Mailing List and Newsgroup
	[cs4780-l@cornell.edu] We'd like you to contact us by using this mailing list. The list is set to mail all the TA's and profs -- you will get the best response time by using this facility, and all the TA's will know the question you asked and the answers you receive.
Teaching Assistants
	Mark Verheggen, mark@cs.cornell.edu, Upson 4161.

Office Hours
	Monday, 1:00 pm - 2:00 pm	Mark Verheggen	Upson 328B
	Thursday, 3:00 pm - 4:00 pm	Thorsten Joachims	4153 Upson
	Thursday, 12:15 pm - 1:15 pm	Mark Verheggen	Upson 328B
	Friday, 2:30 pm - 3:30 pm	Rick Ducott	Upson 328B
Syllabus
	Machine learning is concerned with the question of how to make computers learn from experience. The ability to learn is not only central to most aspects of intelligent behavior, but machine learning techniques have become key components of many software systems. For examples, machine learning techniques are used to create spam filters, to analyze customer purchase data, or to detect fraudulent credit card transactions. This course will introduce the fundamental set of techniques and algorithms that constitute machine learning as of today, ranging from classification methods like decision trees and support vector machines, over structured models like hidden Markov models and context-free grammars, to unsupervised learning and clustering. The course will not only discuss individual algorithms and methods, but also tie principles and approaches together from a theoretical perspective.
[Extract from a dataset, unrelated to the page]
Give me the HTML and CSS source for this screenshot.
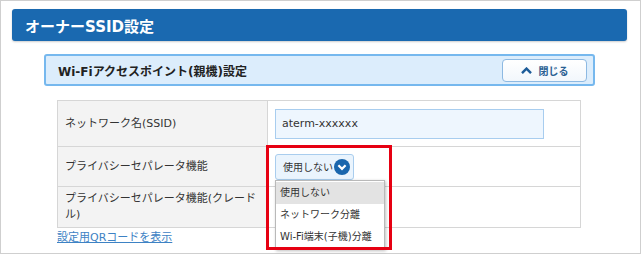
FILE: index.html
```html
<!DOCTYPE html>
<html lang="ja">
<head>
    <meta charset="UTF-8">
    <title>オーナーSSID設定</title>
    <link rel="stylesheet" href="styles.css">
</head>
<body>
    <div class="frame">
        <div class="page-title">オーナーSSID設定</div>

        <div class="section">
            <div class="section-head">
                <span>Wi-Fiアクセスポイント(親機)設定</span>
                <button class="close-btn">
                    <svg width="11" height="7" viewBox="0 0 11 7"><polyline points="1,6.2 5.5,1.6 10,6.2" fill="none" stroke="#1d5c99" stroke-width="2.4"/></svg>
                    閉じる
                </button>
            </div>

            <table class="settings">
                <tr class="row-ssid">
                    <th>ネットワーク名(SSID)</th>
                    <td><input type="text" class="text-input" value="aterm-xxxxxx"></td>
                </tr>
                <tr class="row-sep">
                    <th>プライバシーセパレータ機能</th>
                    <td>
                        <div class="select-wrap">
                            <div class="select">
                                <span>使用しない</span>
                                <svg width="16" height="16" viewBox="0 0 16 16"><circle cx="8" cy="8" r="8" fill="#1a66ad"/><polyline points="4.4,6.3 8,9.9 11.6,6.3" fill="none" stroke="#fff" stroke-width="2.2"/></svg>
                            </div>
                            <!-- open option list -->
                            <ul class="options">
                                <li class="selected">使用しない</li>
                                <li>ネットワーク分離</li>
                                <li>Wi-Fi端末(子機)分離</li>
                            </ul>
                        </div>
                    </td>
                </tr>
                <tr class="row-cradle">
                    <th>プライバシーセパレータ機能(クレードル)</th>
                    <td></td>
                </tr>
            </table>

            <a href="javascript:void(0)" class="qr-link">設定用QRコードを表示</a>
        </div>

        <div class="highlight"></div>
    </div>
</body>
</html>
```

FILE: styles.css
```css
* {
    margin: 0;
    padding: 0;
    box-sizing: border-box;
}

body {
    font-family: "DejaVu Sans", "Noto Sans CJK JP", sans-serif;
    background-color: #FFF;
    color: #333;
}

.frame {
    position: relative;
    width: 641px;
    height: 254px;
    border: 1px solid #CFCFCF;
    padding: 8px 13px 0 11px;
}

.page-title {
    height: 32px;
    display: flex;
    align-items: center;
    padding-left: 13px;
    background-color: #1A69B0;
    border-radius: 3px;
    box-shadow: 0 1px 2px rgba(0, 0, 0, 0.2);
    color: #FFF;
    font-size: 15px;
    font-weight: bold;
}

.section {
    margin: 13px 32px 0 32px;
}

.section-head {
    height: 32px;
    display: flex;
    align-items: center;
    justify-content: space-between;
    padding: 0 6px 0 12px;
    background-color: #DCEDFC;
    border: 2px solid #76B8EE;
    border-radius: 3px;
    font-size: 12px;
    font-weight: bold;
    color: #222;
}

.close-btn {
    width: 85px;
    height: 23px;
    display: flex;
    align-items: center;
    justify-content: center;
    gap: 7px;
    background: linear-gradient(#FFF, #F2F7FC);
    border: 1px solid #8DB9E2;
    border-radius: 4px;
    font-family: inherit;
    font-size: 10px;
    font-weight: bold;
    color: #2B5F93;
}

/* Settings table */
.settings {
    width: 524px;
    margin: 14px 0 0 13px;
    border-collapse: collapse;
    font-size: 11px;
}

.settings th,
.settings td {
    border: 1px solid #D6D6D6;
}

.settings th {
    width: 210px;
    padding: 0 4px 0 7px;
    background-color: #F3F3F3;
    text-align: left;
    font-weight: normal;
    line-height: 16px;
}

.settings td {
    padding: 0 7px;
}

.row-ssid {
    height: 46px;
}

.row-sep {
    height: 40px;
}

.row-cradle {
    height: 41px;
}

.text-input {
    width: 269px;
    height: 30px;
    padding-left: 6px;
    background-color: #EEF6FE;
    border: 1px solid #A8CDEF;
    font-family: inherit;
    font-size: 11px;
    color: #333;
}

.select-wrap {
    position: relative;
    display: inline-block;
    vertical-align: middle;
}

.select {
    width: 79px;
    height: 26px;
    display: flex;
    align-items: center;
    justify-content: space-between;
    padding: 0 3px 0 7px;
    background-color: #EAF4FD;
    border: 1px solid #A9CDEE;
    border-radius: 3px;
    font-size: 10px;
}

.options {
    position: absolute;
    top: 100%;
    left: 0;
    width: 110px;
    padding: 1px 0;
    list-style: none;
    background-color: #FFF;
    border: 1px solid #B9B9B9;
    box-shadow: 1px 1px 3px rgba(0, 0, 0, 0.25);
    font-size: 10px;
    z-index: 10;
}

.options li {
    height: 22px;
    line-height: 22px;
    padding-left: 4px;
}

.options .selected {
    background-color: #E3E3E3;
}

.qr-link {
    display: block;
    margin-top: 2px;
    margin-left: 13px;
    line-height: 16px;
    font-size: 11px;
    color: #3D82C4;
}

/* Red annotation box */
.highlight {
    position: absolute;
    left: 265px;
    top: 144px;
    width: 126px;
    height: 105px;
    border: 3px solid #E60012;
    z-index: 20;
}
```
In particular, the course will cover the following topics: Concept Learning : Hypothesis space, version space Instance-based Learning : K-Nearest Neighbors, collaborative filtering Decision Trees : TDIDT, Representation bias vs. search bias Hypothesis Tests : Confidence intervals, resampling estimates Linear Rules : Perceptron, Winnow Support Vector Machines : Optimal hyperplane, Kernels Generative Models : Bayes Rule, Naïve Bayes, MAP and Bayesian learning Structured Models : Hidden Markov Models, Viterbi, Markov Random Fields Learning Theory : PAC learning, generalization error bounds, mistake bounds, No-Free-Lunch Clustering : HAC, k-means, Expectation-Maximization, latent semantic indexing
Slides and Handouts
	08/27: Introduction (PDF) 09/01: Instance-based Learning (PDF) 09/03: Decision Tree Learning (PDF) 09/15: Assessing Learning Results (PDF) 09/22: Linear Rules and Perceptron (PDF) 09/29: Optimal Hyperplanes and Support Vector Machines (PDF) 10/01: Duality and Leave-one-out (PDF) 10/06: Kernels (PDF) 10/08: Learning Ranking Functions (PDF) 10/20: Generative Models (PDF) 10/29: HMMs and Structured Output Prediction (PDF) 11/10: Statistical Learning Theory (PDF) 11/17: Clustering (PDF) 11/19: Transduction and Co-Training (PDF)
Reference Material
	The main textbooks for the class are Tom Mitchell, "Machine Learning", McGraw Hill, 1997. Cristianini, Shawe-Taylor, "Introduction to Support Vector Machines", Cambridge University Press, 2000. (online via Cornell Library) A good additional textbook as a secondary reference is Ethem Alpaydin, "Introduction to Machine Learning", MIT Press, 2004. In addition, there will be additional readings for topics not covered in the main textbooks. For further reading beyond the scope of the course, we recommended the following books: Duda, Hart, Stork, "Pattern Classification", Wiley, 2000. Hastie, Tibshirani, Friedman, "The Elements of Statistical Learning", Springer, 2001. Manning, Schuetze, "Foundations of Statistical Natural Language Processing", MIT Press, 1999. (online via Cornell Library) Leeds Tutorial on HMMs (online) Joachims, "Learning to Classify Text using Support Vector Machines", Kluwer, 2002. Devroye, Gyoerfi, Lugosi, "A Probabilistic Theory of Pattern Recognition", Springer, 1997. Schoelkopf, Smola, "Learning with Kernels", MIT Press, 2001. (online) Vapnik, "Statistical Learning Theory", Wiley, 1998.
Prerequisites
	Programming skills (e.g. COM S 211 or COM S 312), and basic knowledge of linear algebra and probability theory (e.g. COM S 280).
Grading
	This is a 4-credit course. Grades will be determined based on two written exams, a final project, homework assignments, and class participation. 40%: 2 Prelim Exams 15%: Final Project 40%: Homework (~5 assignments) 5%: Class Participation All assignments are due at the beginning of class on the due date. Assignments turned in late will drop 5 points for each period of 24 hours for which the assignment is late. In addition, no assignments will be accepted after the solutions have been made available. Roughly: A=92-100; B=82-88; C=72-78; D=60-68; F= below 60
Academic Integrity
	This course follows the Cornell University Code of Academic Integrity. Each student in this course is expected to abide by the Cornell University Code of Academic Integrity. Any work submitted by a student in this course for academic credit will be the student's own work. Violations of the rules (e.g. cheating, copying, non-approved collaborations) will not be tolerated.